Why does my professor's gradebook show a different grade than my calculation?

Common reasons. (1) Your professor's gradebook may include extra credit you forgot. (2) Some courses drop the lowest quiz or HW score before computing — your calculation may include all scores. (3) Some weighting is more complex (HW total worth 20%, with each assignment weighted within HW). (4) Your professor may round letter grades up or down based on policies in the syllabus. (5) Late penalties may have reduced scores you remember at full value. Always defer to the official gradebook number for what you actually have; use your own calculation for projections of future scenarios.

Can I get extra credit to improve my grade?

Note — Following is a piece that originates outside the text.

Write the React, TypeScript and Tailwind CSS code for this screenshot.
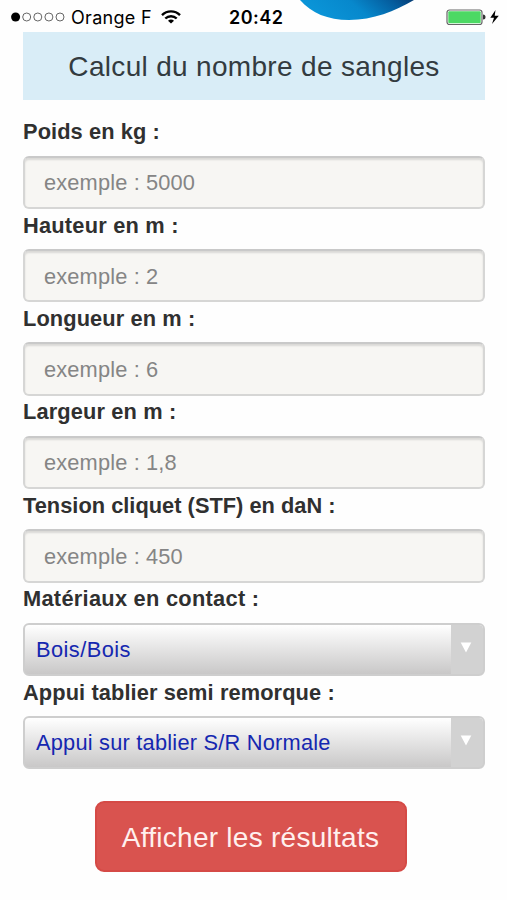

Depends entirely on the professor and course. Some allow extra credit assignments worth 1-5% of course grade — useful for borderline cases. Many don't allow extra credit at all (especially in large lecture courses or standardized curricula). When asking, frame as 'opportunity to demonstrate mastery' rather than 'request to bump my grade.' Best timing: 2-4 weeks before finals, not after grades are posted. Ineffective approaches: emails asking for grade changes without basis, complaints about how 'unfair' the grading was, dragging your parents into the conversation. The students who get extra-credit help tend to be those who consistently engaged through office hours, asked clarifying questions about feedback, and made effort visible before the grade crisis.

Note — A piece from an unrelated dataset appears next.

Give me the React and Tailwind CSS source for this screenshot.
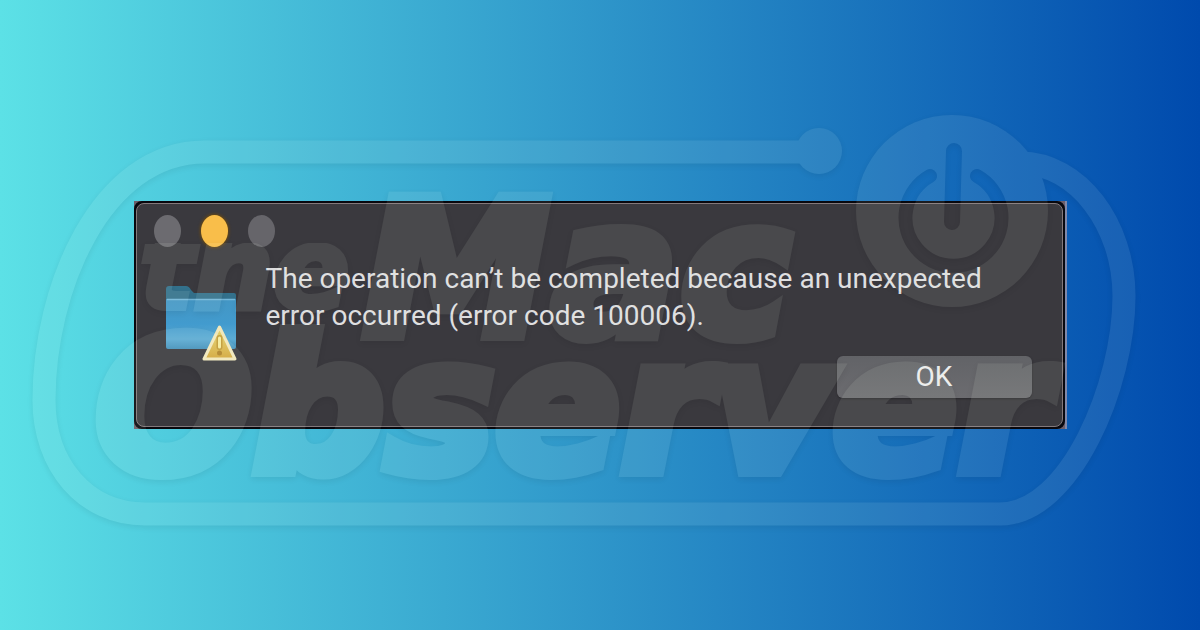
function Watermark() {
  return (
    <svg
      aria-hidden="true"
      viewBox="0 0 1200 630"
      className="pointer-events-none absolute inset-0 h-full w-full opacity-[0.08] drop-shadow-[0_2px_3px_rgba(0,0,0,0.9)]"
    >
      <defs>
        <mask id="power-cutout" maskUnits="userSpaceOnUse" x="840" y="100" width="220" height="220">
          <rect x="840" y="100" width="220" height="220" fill="#fff" />
          <g fill="none" stroke="#000" strokeLinecap="round">
            <path d="M954 151 L952 222" strokeWidth="16" />
            <path d="M930 176 A48 48 0 1 0 977 176" strokeWidth="14" />
          </g>
        </mask>
        <mask id="ring-cutout" maskUnits="userSpaceOnUse" x="0" y="0" width="1200" height="630">
          <rect width="1200" height="630" fill="#fff" />
          <circle cx="952" cy="211" r="95" fill="#000" />
        </mask>
        <clipPath id="article-clip">
          <rect x="130" y="243" width="240" height="80" />
        </clipPath>
      </defs>
      <g fill="#f4ffec" stroke="#f4ffec" strokeWidth="0">
        <g mask="url(#ring-cutout)">
          <path
            d="M819 152 H205 C100 152 44 290 44 400 C44 465 85 514 145 514 H1000 C1070 514 1124 385 1124 296 C1124 225 1078 163 1020 163"
            fill="none"
            strokeWidth="23"
          />
        </g>
        <circle cx="819" cy="151" r="23" />
        <circle cx="952" cy="211" r="96" mask="url(#power-cutout)" />
        <g className="font-['DejaVu_Sans',sans-serif] font-bold italic" strokeLinejoin="miter">
          <text x="140" y="308" fontSize="112" strokeWidth="6" clipPath="url(#article-clip)">the</text>
          <text x="362" y="336" fontSize="190" strokeWidth="10">Mac</text>
          <text x="95" y="471" fontSize="185" strokeWidth="12">Observer</text>
        </g>
      </g>
    </svg>
  );
}

function FolderWarningIcon() {
  return (
    <svg viewBox="0 0 72 76" className="h-[76px] w-[72px] shrink-0" role="img" aria-label="Folder warning">
      <defs>
        <linearGradient id="folder-front" x1="0" y1="0" x2="0" y2="1">
          <stop offset="0" stopColor="#4396c4" />
          <stop offset="0.5" stopColor="#429bce" />
          <stop offset="0.8" stopColor="#5cabd4" />
          <stop offset="1" stopColor="#4491bb" />
        </linearGradient>
        <linearGradient id="warning-fill" x1="0" y1="0" x2="0" y2="1">
          <stop offset="0" stopColor="#e8d873" />
          <stop offset="1" stopColor="#d3a63a" />
        </linearGradient>
      </defs>
      <path d="M0 3 Q0 0 3 0 H20 Q23 0 25 4 L28 7 H68 Q70 7 70 9 V20 H0Z" fill="#33718c" />
      <path d="M0 13 H70 V61 Q70 63 68 63 H2 Q0 63 0 61Z" fill="url(#folder-front)" />
      <path d="M1 13.5 H69" stroke="#74b8da" strokeWidth="1.5" />
      <path
        d="M53.5 41 L69 73 H38Z"
        fill="url(#warning-fill)"
        stroke="#f2e8bb"
        strokeWidth="3"
        strokeLinejoin="round"
      />
      <path d="M53.5 52 V61" stroke="#c19a35" strokeWidth="6" strokeLinecap="round" />
      <path d="M53.5 52 V61" stroke="#f7ec9d" strokeWidth="3" strokeLinecap="round" />
      <circle cx="53.5" cy="67" r="2.5" fill="#b08329" />
    </svg>
  );
}

export default function App() {
  return (
    <main className="relative flex min-h-screen items-center justify-center bg-linear-to-r/srgb from-[#5ce1e6] to-[#004aad] px-8">
      <section
        role="alertdialog"
        aria-labelledby="message"
        className="w-full max-w-[933px] border-r-2 border-[#8088a8] bg-[#6e5f69]"
      >
        <div className="rounded-lg border-2 border-[#08080e] bg-[#08080e]">
          <div className="rounded-lg border border-[#83797b] bg-[#3a393e] pt-[11px] pr-[30px] pb-7 pl-[17px]">
            <div className="flex gap-5">
              <button type="button" aria-label="Close" className="h-8 w-[27px] rounded-[50%] bg-[#6c6b70]" />
              <button
                type="button"
                aria-label="Minimize"
                className="h-8 w-[27px] rounded-[50%] bg-[#f9be4a] shadow-[0_0_3px_1px_#6b4a12]"
              />
              <button type="button" aria-label="Zoom" className="h-8 w-[27px] rounded-[50%] bg-[#66656a]" />
            </div>
            <div className="mt-[13px] flex gap-7 pl-3">
              <div className="pt-[26px]">
                <FolderWarningIcon />
              </div>
              <p id="message" className="font-['Roboto',sans-serif] text-[28px] leading-[37px] text-[#dfdfe0]">
                The operation can’t be completed because an unexpected
                <br />
                error occurred (error code 100006).
              </p>
            </div>
            <div className="-mt-[6px] flex justify-end">
              <button
                type="button"
                className="h-[42px] w-[195px] rounded-md bg-linear-to-b from-[#626367] to-[#6c6c70] font-['Roboto',sans-serif] text-[28px] leading-none text-[#ececec] shadow-[0_1px_2px_#2a292d]"
              >
                OK
              </button>
            </div>
          </div>
        </div>
      </section>
      <Watermark />
    </main>
  );
}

Does the grade calculator account for grade drops or curves?

No — the calculator uses straightforward weighted averaging. If your course drops the lowest exam, the calculator may overstate or understate your current grade depending on whether your low score has already been factored. If the course uses a curve (instructor adjusts grades after exam to fit a target distribution), the calculator can't predict where the curve will land. Use the calculator as a first approximation; ask your professor or TA for the actual gradebook number for high-stakes planning. The calculator's main value is the 'what do I need on the final' planning question, which the formula handles accurately when current grade and remaining weights are known.